Since the times when Zecca's film was shot and up to day, where characters in the series of photographs taken by Bogdan Gîrbovan act hierarchically, the strategic uniform was subject to various social, political and economic contextualisations and materializations. From the two world wars, to the last flares of the Cold War, and for Romania, from the fear of the uniform during the (communist) “Golden Age” and to the exhilarating alternative of the Gucci & Adibas (sic!) uniform, the most effective remained nonetheless the uniforms which walk into your bedroom, that is to say the uniforms which walk into your private space in full authority, of yet unsuspected metamorphoses in the conscience of the tax payer.

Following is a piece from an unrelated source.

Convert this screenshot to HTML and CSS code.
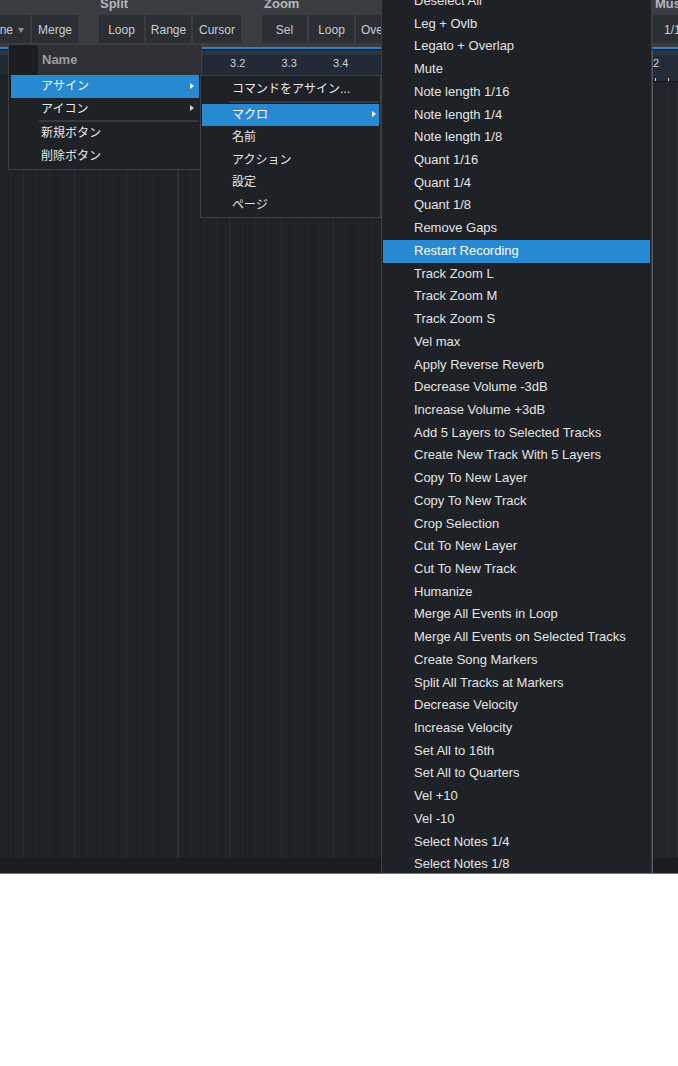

For the first time since August Sander, Romanian Police Hierarchy investigates accurately initiation of the dialogue between the uniform and the citizen, between the prerogatives of power and those of chaos – because from the uniform's perspective, the citizen is a seed of social entropy, whereas from the citizen's perspective, the uniform is a reminder that the state is present. None of the two perspectives is absolute, but this dialogue, whether we like it or not, is still needed. Let as at least lead this dialogue knowingly.